WE FACE COMPETITION FROM MANY SOURCES THAT COULD ADVERSELY AFFECT OUR BUSINESS.

Many companies offer, on an individual basis, one or more of the same
services we do, and we face competition from many different sources depending
upon the type and range of services requested by a potential client. Our
competitors include vertical outsourcers, which are companies that offer a
single function, such as call centers, public warehouses or credit card
processors. Many of these companies have greater capabilities than we do for the
single function they provide. We also compete against transportation logistics
providers who offer product management functions as an ancillary service to
their primary transportation services. In many instances, our competition is the
in-house operations of our potential clients themselves. The in-house operations
departments of potential clients often believe that they can perform the same
services we do, while others are reluctant to outsource business functions that
involve direct customer contact. We cannot be certain that we will be able to
compete successfully against these or other competitors in the future.

OUR SALES AND IMPLEMENTATION CYCLES ARE HIGHLY VARIABLE AND OUR ABILITY TO
FINALIZE PENDING CONTRACTS MAY CAUSE OUR OPERATING RESULTS TO VARY WIDELY.

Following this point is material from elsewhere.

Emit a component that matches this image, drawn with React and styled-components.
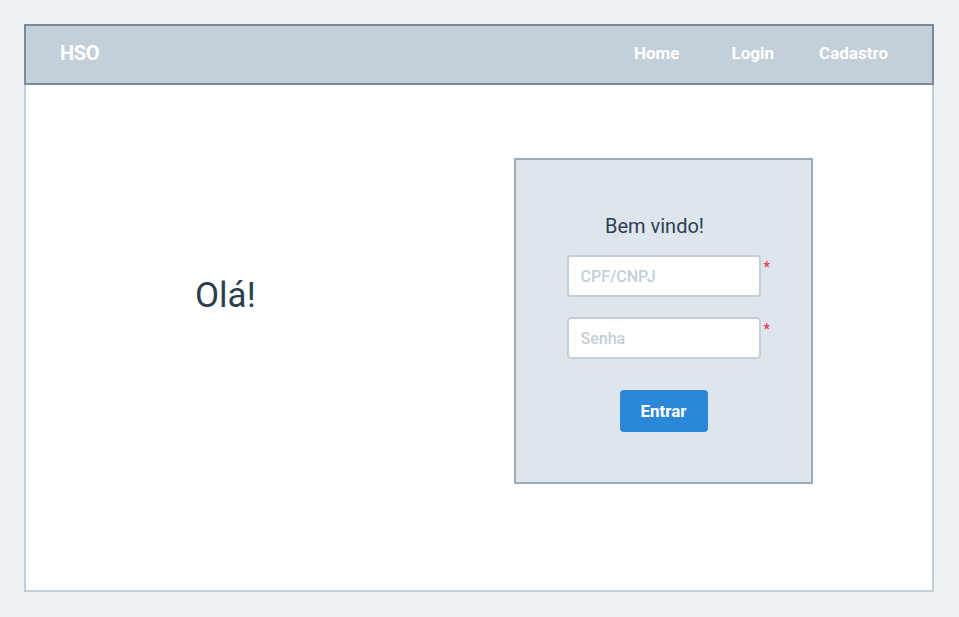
import React from "react";
import styled, { createGlobalStyle } from "styled-components";

const GlobalStyle = createGlobalStyle`
  html, body {
    margin: 0;
    padding: 0;
    background: #eef2f5;
    font-family: Roboto, "Liberation Sans", sans-serif;
  }
  * {
    box-sizing: border-box;
  }
`;

const Page = styled.div`
  padding: 24px 25px 25px 24px;
  height: 617px;
`;

const Frame = styled.div`
  height: 568px;
  display: flex;
  flex-direction: column;
  background: #ffffff;
  border: 2px solid #c3cfd9;
  border-top: none;
`;

const Header = styled.header`
  display: flex;
  align-items: center;
  justify-content: space-between;
  height: 61px;
  margin: 0 -2px;
  padding: 0 44px 3px 34px;
  background: #c3cfd9;
  border: 2px solid #7b8a99;
`;

const Brand = styled.div`
  font-size: 20px;
  font-weight: 700;
  color: #ffffff;
  letter-spacing: -0.4px;
`;

const Nav = styled.nav`
  display: flex;
  gap: 45px;
`;

const NavLink = styled.a`
  font-size: 17px;
  font-weight: 700;
  color: #ffffff;
  text-decoration: none;
  cursor: pointer;
  &:first-child {
    margin-right: 7px;
  }
`;

const Body = styled.main`
  flex: 1;
  display: flex;
  align-items: flex-start;
  padding: 73px 119px 0 169px;
`;

const Greeting = styled.h1`
  margin: 119px 0 0;
  font-size: 35px;
  font-weight: 400;
  color: #2c3e50;
  line-height: 38px;
`;

const Card = styled.form`
  margin-left: auto;
  width: 299px;
  height: 326px;
  display: flex;
  flex-direction: column;
  align-items: center;
  padding-top: 54px;
  background: #dfe5ed;
  border: 2px solid #9aabba;
`;

const Title = styled.h2`
  margin: 0 18px 17px 0;
  font-size: 20px;
  font-weight: 400;
  line-height: 24px;
  color: #2c3e50;
`;

const FieldRow = styled.div`
  position: relative;
  margin-bottom: 20px;
`;

const Input = styled.input`
  display: block;
  width: 194px;
  height: 42px;
  padding: 0 12px;
  border: 2px solid #c3cfd9;
  border-radius: 4px;
  background: #ffffff;
  font-family: inherit;
  font-size: 16px;
  font-weight: 500;
  color: #2c3e50;
  outline: none;
  &::placeholder {
    color: #c3cfd9;
  }
`;

const Required = styled.span`
  position: absolute;
  left: 197px;
  top: 4px;
  font-size: 14px;
  font-weight: 700;
  color: #e0405f;
`;

const Button = styled.button`
  margin-top: 11px;
  width: 88px;
  height: 42px;
  border: none;
  border-radius: 4px;
  background: #2b88d8;
  color: #ffffff;
  font-family: inherit;
  font-size: 17px;
  font-weight: 700;
  cursor: pointer;
`;

const App = () => {
  return (
    <>
      <GlobalStyle />
      <Page>
        <Frame>
          <Header>
            <Brand>HSO</Brand>
            <Nav>
              <NavLink>Home</NavLink>
              <NavLink>Login</NavLink>
              <NavLink>Cadastro</NavLink>
            </Nav>
          </Header>
          <Body>
            <Greeting>Olá!</Greeting>
            <Card onSubmit={(e) => e.preventDefault()}>
              <Title>Bem vindo!</Title>
              <FieldRow>
                <Input placeholder="CPF/CNPJ" />
                <Required>*</Required>
              </FieldRow>
              <FieldRow>
                <Input type="password" placeholder="Senha" />
                <Required>*</Required>
              </FieldRow>
              <Button type="submit">Entrar</Button>
            </Card>
          </Body>
        </Frame>
      </Page>
    </>
  );
};

export default App;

The sales cycle for our services is variable, typically ranging between
several months to up to a year from initial contact with the potential client to
the signing of a contract. Occasionally the sales cycle requires substantially
more time. Delays in signing and executing client contracts may affect our
revenue and cause our operating results to vary widely. We believe that a
potential client's decision to purchase our services is discretionary, involves
a significant commitment of its resources and is influenced by intense internal
and external pricing and operating comparisons. To successfully sell our
services, we generally must educate our potential clients regarding the use and
benefit of our services, which can require significant time and resources.
Consequently, the period between initial contact and the purchase of our
services is often long and subject to delays associated with the lengthy
approval and competitive evaluation processes that typically accompany
significant operational decisions. Additionally, the time required to finalize
pending contracts and to implement our systems and integrate a new client can
range from several weeks to many months. Delays in signing and integrating new
clients may affect our revenue and cause our operating results to vary widely.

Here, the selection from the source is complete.